The decision



Upper Tribunal
(Immigration and Asylum Chamber) HU/12442/2019 (P)

THE IMMIGRATION ACTS

Decided under rule 34
Decision & Reasons Promulgated

On 16 February 2021

Before

UPPER TRIBUNAL JUDGE MACLEMAN

Between

ASHIM RAI
Appellant
and

ENTRY CLEARANCE OFFICER
Respondent

DETERMINATION AND REASONS (P)
1. This determination is to be read with:
(i) The respondent's decision, dated 6 June 2019.
(ii) The appellant's grounds of appeal to the First-tier Tribunal.
(iii) The decision of FtT Judge O'Keefe, promulgated on 21 October 2020.
(iv) The appellant's grounds of appeal to the UT, stated in the application for permission to appeal filed on 19 November 2020.
(v) The grant of permission by FtT Judge Ford, dated 9 December 2020.
(vi) Directions of the UT, dated 16 and issued on 17 December 2020, with a view to deciding without a hearing (a) whether the FtT erred in law and (b) if so, whether its decision should be set aside; and giving parties the opportunity to submit on whether there should be an oral hearing.
(vii) The respondent's response under rule 24, dated 18 December 2020.
2. There is no response on file from the appellant.
3. Neither party has sought an oral hearing.
4. Taking account of the issues in the case, of all materials provided by the parties, and of the judgement in JCWI v UT [2020] EWHC 3103 (Admin), the UT may now proceed in terms of rules 2 and 34 to decide issues (a) and (b) above without a hearing.
5. Ground 1 is that the FtT erred in its approach to the evidence by not putting matters to the sponsor, and by not giving the appellant the opportunity to respond to its concerns.
6. This is a complaint of unfairness, without any substance. Judges do not have to put every point of their analysis to parties for comment (which might become an indefinite process), provided that parties have the chance to put their case and are not taken unfairly by surprise. The appellant disagrees with what the FtT made of the evidence, but he does not show any prejudice of that nature.
7. The appellant also fails to show that even if given the chance to take his case further, he had anything else to offer. The case on which he relies, HA & TD v SSHD [2010] CSIH 28, states at [15] that a procedural impropriety will not vitiate a decision if it is apparent that no prejudice was suffered.
8. Ground 2 is headed "errors as to the application of the historical [in]justice", but in substance it is a complaint that the judge should have found family life, within article 8 protection, to exist between the appellant and the sponsor in 2006 (when the sponsor left Nepal, shortly after the appellant became 18) or to have revived since then.
9. Ground 2, so far as it goes to the existence of family life, at any date, is only disagreement with conclusions which were open to the FtT, which were firmly grounded in the evidence, and which are not shown to err on any point of law.
10. It is not clear what further error, if any, ground 2 aims at in terms of principles of "historical injustice"; but as family life was not established, that was the end of the matter.
11. Ground 1 shows no unfairness, and ground 2 shows no error on a point of law, so the decision of the FtT shall stand.
12. No anonymity direction has been requested or made.

Hugh Macleman

UT Judge Macleman
25 January 2021


NOTIFICATION OF APPEAL RIGHTS

1. A person seeking permission to appeal against this decision must make a written application to the Upper Tribunal. Any such application must be received by the Upper Tribunal within the appropriate period after this decision was sent to the person making the application. The appropriate period varies, as follows, according to the location of the individual and the way in which the Upper Tribunal's decision was sent:

2. Where the person who appealed to the First-tier Tribunal is in the United Kingdom at the time that the application for permission to appeal is made, and is not in detention under the Immigration Acts, the appropriate period is 12 working days (10 working days, if the notice of decision is sent electronically).

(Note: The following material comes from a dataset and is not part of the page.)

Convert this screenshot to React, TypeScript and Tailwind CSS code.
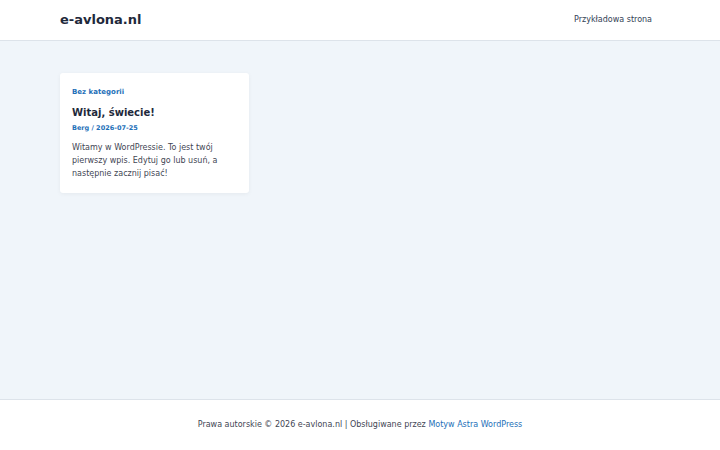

3. Where the person making the application is in detention under the Immigration Acts, the appropriate period is 7 working days (5 working days, if the notice of decision is sent electronically).

4. Where the person who appealed to the First-tier Tribunal is outside the United Kingdom at the time that the application for permission to appeal is made, the appropriate period is 38 days (10 working days, if the notice of decision is sent electronically).

5. A "working day" means any day except a Saturday or a Sunday, Christmas Day, Good Friday or a bank holiday.

6. The date when the decision is "sent' is that appearing on the covering letter or covering email.